3

I have a website that I took over as webmaster. It was in WordPress and was hacked and had thousands of SPAM pages injected to the website. These pages were indexed by Google and in the end had the message "This site may be hacked" against search results.

I have migrated the site to a different CMS and made sure it is clean, added it to my Webmaster Tools and the new pages have been indexed - the problem is Google has just added the new pages to the old SPAM pages. The website is small - not more than 100 pages, but on searching site:example.org I get "About 368,000 results".

Google Webmaster Tools sends the message : Googlebot identified a significant increase in the number of URLs on http://example.org/ that return a 404 (not found) error. This can be a sign of an outage or misconfiguration, which would be a bad user experience. This will result in Google dropping those URLs from the search results. If these URLs don't exist at all, no action is necessary.

It has been over a month, but these thousands of 404 errors are still being reported by Google Webmaster Tools.

I have tried searching the forums and so far my only option is to remove the site completely from Google's index and then adding it afresh.
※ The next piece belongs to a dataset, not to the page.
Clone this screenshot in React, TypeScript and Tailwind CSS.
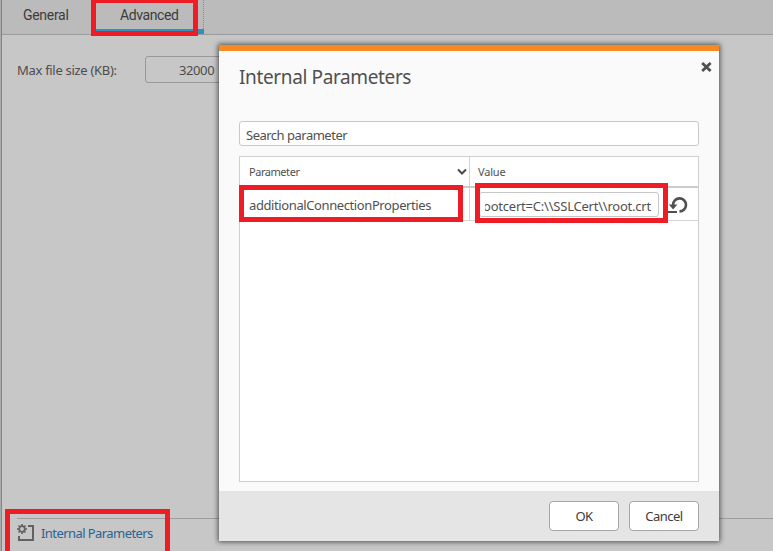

I don't want this blackout because we rely a lot on search traffic to find the site.

Any ideas on how to remove these 404 not found pages from Google Index - all 368,000 of them.

2 Answers2

2

Did you tried to send a site map to Google.

Ask Google to recrawl your URLs If you’ve recently added or made changes to a page on your site, you can ask Google to (re)index it using the Fetch as Google tool.

The "Request indexing" feature on Fetch as Google is a convenience method for easily requesting indexing for a few URLs; if you have a large number of URLs to submit, it is easier to submit a sitemap. instead. Both methods are about the same in terms of response times.

From: https://support.google.com/webmasters/answer/6065812?hl=en

If that does not work if those URL share a similar path please try to add those URL in the robot.txt in a disallow rule.

User-agent: *
Disallow: /common_path_indexed/
yagmoth555
  • 17,495
1

You can try adding 301 redirects for those pages so that they point to your front page. This might make it faster for Google to expire the hacked pages.

Tero Kilkanen
  • 38,887